Read through the entries below and return each line with the word "this".

─── SUPPLIED DATA ───

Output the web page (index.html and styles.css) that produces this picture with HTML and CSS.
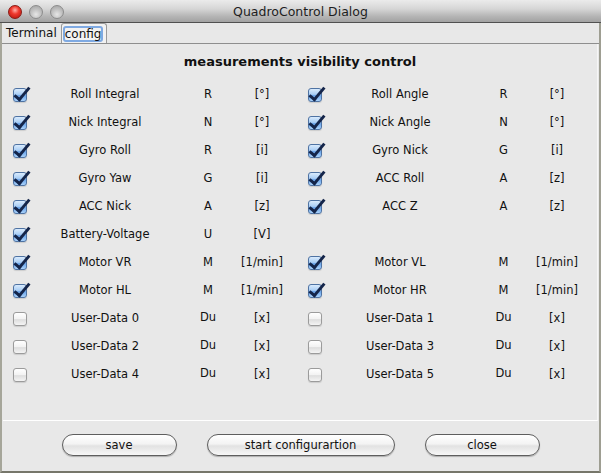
FILE: index.html
```html
<!DOCTYPE html>
<html>
<head>
<meta charset="utf-8">
<link rel="stylesheet" href="styles.css">
</head>
<body>
<div class="window">
  <div class="titlebar">
    <div class="lights">
      <span class="light red"></span>
      <span class="light"></span>
      <span class="light"></span>
    </div>
    <div class="title">QuadroControl Dialog</div>
  </div>
  <div class="body">
    <div class="tabs">
      <span class="tab">Terminal</span>
      <span class="tab active"><span class="focus">config</span></span>
    </div>
    <div class="panel">
      <div class="heading">measurements visibility control</div>
      <div class="grid">
        <div class="c cbcell"><span class="cb on"></span></div><div class="c">Roll Integral</div><div class="c">R</div><div class="c">[°]</div>
        <div class="c cbcell r"><span class="cb on"></span></div><div class="c">Roll Angle</div><div class="c">R</div><div class="c">[°]</div>

        <div class="c cbcell"><span class="cb on"></span></div><div class="c">Nick Integral</div><div class="c">N</div><div class="c">[°]</div>
        <div class="c cbcell r"><span class="cb on"></span></div><div class="c">Nick Angle</div><div class="c">N</div><div class="c">[°]</div>

        <div class="c cbcell"><span class="cb on"></span></div><div class="c">Gyro Roll</div><div class="c">R</div><div class="c">[i]</div>
        <div class="c cbcell r"><span class="cb on"></span></div><div class="c">Gyro Nick</div><div class="c">G</div><div class="c">[i]</div>

        <div class="c cbcell"><span class="cb on"></span></div><div class="c">Gyro Yaw</div><div class="c">G</div><div class="c">[i]</div>
        <div class="c cbcell r"><span class="cb on"></span></div><div class="c">ACC Roll</div><div class="c">A</div><div class="c">[z]</div>

        <div class="c cbcell"><span class="cb on"></span></div><div class="c">ACC Nick</div><div class="c">A</div><div class="c">[z]</div>
        <div class="c cbcell r"><span class="cb on"></span></div><div class="c">ACC Z</div><div class="c">A</div><div class="c">[z]</div>

        <div class="c cbcell"><span class="cb on"></span></div><div class="c">Battery-Voltage</div><div class="c">U</div><div class="c">[V]</div>
        <div class="c"></div><div class="c"></div><div class="c"></div><div class="c"></div>

        <div class="c cbcell"><span class="cb on"></span></div><div class="c">Motor VR</div><div class="c">M</div><div class="c">[1/min]</div>
        <div class="c cbcell r"><span class="cb on"></span></div><div class="c">Motor VL</div><div class="c">M</div><div class="c">[1/min]</div>

        <div class="c cbcell"><span class="cb on"></span></div><div class="c">Motor HL</div><div class="c">M</div><div class="c">[1/min]</div>
        <div class="c cbcell r"><span class="cb on"></span></div><div class="c">Motor HR</div><div class="c">M</div><div class="c">[1/min]</div>

        <div class="c cbcell"><span class="cb"></span></div><div class="c">User-Data 0</div><div class="c up">Du</div><div class="c">[x]</div>
        <div class="c cbcell r"><span class="cb"></span></div><div class="c">User-Data 1</div><div class="c up">Du</div><div class="c">[x]</div>

        <div class="c cbcell"><span class="cb"></span></div><div class="c">User-Data 2</div><div class="c up">Du</div><div class="c">[x]</div>
        <div class="c cbcell r"><span class="cb"></span></div><div class="c">User-Data 3</div><div class="c up">Du</div><div class="c">[x]</div>

        <div class="c cbcell"><span class="cb"></span></div><div class="c">User-Data 4</div><div class="c up">Du</div><div class="c">[x]</div>
        <div class="c cbcell r"><span class="cb"></span></div><div class="c">User-Data 5</div><div class="c up">Du</div><div class="c">[x]</div>
      </div>
    </div>
    <div class="buttons">
      <span class="btn save">save</span>
      <span class="btn start">start configurartion</span>
      <span class="btn close">close</span>
    </div>
  </div>
</div>
</body>
</html>
```
FILE: styles.css
```css
* { box-sizing: border-box; }
html, body { margin: 0; padding: 0; }
body {
  width: 601px;
  height: 473px;
  overflow: hidden;
  background: #e8e8e8;
  font-family: "DejaVu Sans", "Liberation Sans", sans-serif;
  color: #111;
}
.window {
  width: 601px;
  height: 473px;
  display: flex;
  flex-direction: column;
}
.titlebar {
  height: 23px;
  flex: none;
  position: relative;
  background: linear-gradient(#ebebeb 0%, #d6d6d6 40%, #b4b4b4 75%, #a2a2a2 100%);
  border-bottom: 1px solid #505050;
  display: flex;
  align-items: center;
  justify-content: center;
}
.lights {
  position: absolute;
  left: 8px;
  top: 5px;
  display: flex;
  gap: 7px;
}
.light {
  width: 14px;
  height: 14px;
  border-radius: 50%;
  background: radial-gradient(circle at 50% 70%, #e6e6e6 0%, #bdbdbd 55%, #a0a0a0 100%);
  border: 1px solid #8c8c8c;
}
.light.red {
  background: radial-gradient(circle at 50% 35%, #ffb0a8 0%, #f0392e 40%, #b0120a 100%);
  border-color: #8a1a14;
}
.title {
  font-size: 12.5px;
  color: #1e1e1e;
  padding-top: 1px;
}
.body {
  flex: 1;
  display: flex;
  flex-direction: column;
  border-left: 2px solid #a6a69a;
  border-right: 2px solid #9e9e92;
  border-bottom: 2px solid #76766a;
}
.tabs {
  height: 21px;
  flex: none;
  display: flex;
  align-items: flex-end;
  border-bottom: 1px solid #8e8e8e;
  font-size: 12px;
}
.tab {
  height: 20px;
  display: flex;
  align-items: center;
  padding: 0 4px 0 4px;
}
.tab.active {
  margin-left: 0;
  padding: 0 3px 0 1px;
  background: #f2f2f2;
  border: 1px solid #9a9a9a;
  border-bottom: none;
  border-radius: 3px 3px 0 0;
}
.focus {
  border: 2px solid #7ea9e2;
  border-radius: 3px;
  padding: 0;
  line-height: 12px;
  height: 16px;
  display: flex;
  align-items: center;
}
.panel {
  height: 377px;
  flex: none;
  margin: 0 1px 0 1px;
  background: #e8e8e8;
  border-bottom: 1px solid #ffffff;
  border-right: 1px solid #f6f6f6;
  padding-top: 9px;
}
.heading {
  text-align: center;
  font-weight: bold;
  font-size: 13px;
  line-height: 18px;
  height: 18px;
  margin-bottom: 9px;
  color: #111;
}
.grid {
  display: grid;
  grid-template-columns: 37px 130px 76px 32px 47px 150px 57px 50px;
  grid-auto-rows: 28px;
  align-items: center;
  font-size: 11.5px;
}
.c {
  display: flex;
  justify-content: center;
  align-items: center;
  white-space: nowrap;
  height: 28px;
}
.c.up { padding-bottom: 3px; }
.cbcell { justify-content: flex-start; padding-left: 10px; padding-top: 2px; }
.cbcell.r { padding-left: 30px; }
.cb {
  position: relative;
  width: 14px;
  height: 14px;
  border-radius: 3px;
  border: 1px solid #9b9b9b;
  background: linear-gradient(#ffffff 0%, #f2f2f2 50%, #dedede 55%, #f4f4f4 100%);
  box-shadow: 0 1px 1px rgba(0,0,0,0.12);
}
.cb.on {
  border-color: #4f73a3;
  background: linear-gradient(#d9ebfd 0%, #a8cdf5 45%, #6aa4ea 55%, #a9d2fb 100%);
}
.cb.on::after {
  content: "";
  position: absolute;
  left: 4px;
  top: -5px;
  width: 5px;
  height: 14px;
  border-right: 3px solid #14254a;
  border-bottom: 3px solid #14254a;
  transform: rotate(40deg);
  transform-origin: 50% 50%;
}
.buttons {
  flex: 1;
  display: flex;
  justify-content: center;
  align-items: center;
  gap: 30px;
  padding-bottom: 2px;
}
.btn {
  height: 22px;
  border-radius: 11px;
  border: 1px solid #5e5e5e;
  background: linear-gradient(#ffffff 0%, #f3f3f3 45%, #e2e2e2 55%, #f7f7f7 100%);
  box-shadow: 0 1px 1px rgba(0,0,0,0.25);
  font-size: 11.5px;
  display: flex;
  align-items: center;
  justify-content: center;
  color: #111;
}
.save, .close { width: 115px; }
.start { width: 188px; }
```
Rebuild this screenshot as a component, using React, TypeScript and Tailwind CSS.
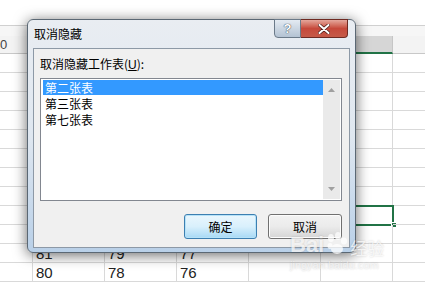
import React from 'react'

const CJK = { fontFamily: '"Noto Sans CJK SC", "Microsoft YaHei", sans-serif' }
const NUM = { fontFamily: '"Liberation Sans", Arial, sans-serif' }

const COLS = [33, 72, 72, 72, 72, 72, 72]

/** 数据行内容：行号 -> 单元格文本 */
const cellText: Record<number, string[]> = {
  10: ['', '81', '79', '77'],
  11: ['', '80', '78', '76'],
}

function Sheet() {
  return (
    <div className="w-[425px] h-[282px] bg-white overflow-hidden" style={NUM}>
      {/* 编辑栏区域 */}
      <div className="h-[26px] border-b border-[#d0d0d0] bg-white" />
      <div className="h-[10px] bg-[#f6f6f6]" />
      {/* 列标题 */}
      <div className="flex h-[18px] bg-[#f3f3f3]">
        {COLS.map((w, i) => (
          <div
            key={i}
            style={{ width: w }}
            className={
              i === 5
                ? 'shrink-0 h-full bg-[#d6d6d6] border-b-2 border-[#217346] border-r border-r-[#c6c6c6]'
                : 'shrink-0 h-full border-r border-[#dcdcdc] border-b border-b-[#c8c8c8] text-[13px] text-[#444] leading-[18px]'
            }
          >
            {i === 0 && <span>0</span>}
          </div>
        ))}
      </div>
      {/* 数据行 */}
      {Array.from({ length: 12 }).map((_, r) => (
        <div key={r} className="flex h-[19px]">
          {COLS.map((w, c) => (
            <div
              key={c}
              style={{ width: w }}
              className="relative shrink-0 h-full border-r border-b border-[#d9d9d9] pl-[3px] text-[15px] leading-[19px] text-[#222]"
            >
              {cellText[r]?.[c]}
              {r === 8 && c === 5 && (
                <>
                  <div className="absolute -left-px -top-px w-[74px] h-[21px] border-2 border-[#217346]" />
                  <div className="absolute -right-[5px] -bottom-[4px] w-[6px] h-[6px] bg-[#217346] border border-white" />
                </>
              )}
            </div>
          ))}
        </div>
      ))}
    </div>
  )
}

function Arrow({ up }: { up?: boolean }) {
  return (
    <svg width="7" height="4" viewBox="0 0 7 4">
      <path d={up ? 'M0 4 L3.5 0 L7 4 Z' : 'M0 0 L3.5 4 L7 0 Z'} fill="#a0a0a0" />
    </svg>
  )
}

function Dialog() {
  return (
    <div
      className="absolute left-[27px] top-[19px] w-[329px] h-[234px] rounded-[6px] border border-[#5b6874] bg-gradient-to-b from-[#e9edf2] via-[#dfe7f0] to-[#b9d0e8] shadow-[0_2px_14px_rgba(0,0,0,0.6)] flex flex-col"
      style={CJK}
    >
      {/* 标题栏 */}
      <div className="flex h-[28px] shrink-0">
        <div className="pl-[6px] pt-[4px] text-[12px] leading-[20px] text-black">取消隐藏</div>
        <div className="flex-1" />
        <div className="flex self-start mr-[7px] -mt-px">
          <div className="w-[27px] h-[19px] rounded-bl-[4px] border border-[#6b7a89] bg-gradient-to-b from-[#e4ebf2] via-[#cbd6e2] to-[#b4c3d3] flex items-center justify-center">
            <span
              className="text-[13px] font-bold text-white leading-none [text-shadow:0_0_1px_#34404c,0_0_1px_#34404c]"
              style={NUM}
            >
              ?
            </span>
          </div>
          <div className="w-[47px] h-[19px] rounded-br-[4px] border border-l-0 border-[#6e2a22] bg-gradient-to-b from-[#e4a79c] via-[#c6493b] to-[#c55a48] flex items-center justify-center">
            <svg width="12" height="10" viewBox="0 0 12 10">
              <path d="M1.5 1 L10.5 9 M10.5 1 L1.5 9" stroke="#4a1a14" strokeWidth="3.4" strokeLinecap="round" />
              <path d="M1.5 1 L10.5 9 M10.5 1 L1.5 9" stroke="#ffffff" strokeWidth="2" strokeLinecap="round" />
            </svg>
          </div>
        </div>
      </div>
      {/* 内容面板 */}
      <div className="mx-[5px] h-[200px] border border-[#8d99a6] bg-[#f0f0f0] pt-[7px] pl-[6px] pr-[7px] flex flex-col">
        <div className="text-[12px] leading-[16px] text-black">
          取消隐藏工作表(<span className="underline" style={NUM}>U</span>):
        </div>
        <div className="mt-[5px] h-[123px] border border-[#828790] bg-white flex p-px">
          <div className="flex-1 text-[12px] text-black">
            <div className="h-[15px] leading-[15px] bg-[#3399ff] text-white pl-[2px] ml-px">第二张表</div>
            <div className="h-[15px] leading-[15px] pl-[3px] mt-px">第三张表</div>
            <div className="h-[15px] leading-[15px] pl-[3px] mt-px">第七张表</div>
          </div>
          <div className="w-[17px] bg-[#eaeaea] flex flex-col items-center justify-between py-[8px]">
            <Arrow up />
            <Arrow />
          </div>
        </div>
        <div className="mt-[13px] flex justify-end gap-[11px]">
          <button className="w-[73px] h-[25px] rounded-[3px] border border-[#3c7fb1] bg-gradient-to-b from-[#eaf6fd] via-[#d9f0fc] to-[#a7d9f5] shadow-[inset_0_0_0_1px_#b6e2f8] text-[12px] text-black">
            确定
          </button>
          <button className="w-[74px] h-[25px] rounded-[3px] border border-[#707070] bg-gradient-to-b from-[#f2f2f2] via-[#ebebeb] to-[#d5d5d5] shadow-[inset_0_0_0_1px_#fcfcfc] text-[12px] text-black">
            取消
          </button>
        </div>
      </div>
    </div>
  )
}

function Watermark() {
  return (
    <div className="absolute left-[290px] top-[232px] text-white/75 [text-shadow:0_0_2px_rgba(0,0,0,0.2)]">
      <div className="flex items-end gap-[2px]">
        <span className="text-[22px] font-bold leading-none" style={NUM}>Bai</span>
        <svg width="22" height="24" viewBox="0 0 22 24" className="opacity-75">
          <ellipse cx="5" cy="6" rx="3" ry="4" fill="white" />
          <ellipse cx="12" cy="4" rx="3" ry="4" fill="white" />
          <ellipse cx="18" cy="9" rx="3" ry="3.5" fill="white" />
          <ellipse cx="4" cy="14" rx="2.5" ry="3" fill="white" />
          <ellipse cx="11" cy="17" rx="6" ry="5" fill="white" />
        </svg>
        <span className="text-[17px] leading-none" style={CJK}>经验</span>
      </div>
      <div className="text-[11px] leading-none mt-[4px] text-white/60" style={NUM}>jingyan.baidu.com</div>
    </div>
  )
}

export default function App() {
  return (
    <div className="relative w-[425px] h-[282px] overflow-hidden">
      <Sheet />
      <Dialog />
      <Watermark />
    </div>
  )
}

───

**ANSWER TO THE PROBLEM**
Output the web page (index.html and styles.css) that produces this picture with HTML and CSS.
Rebuild this screenshot as a component, using React, TypeScript and Tailwind CSS.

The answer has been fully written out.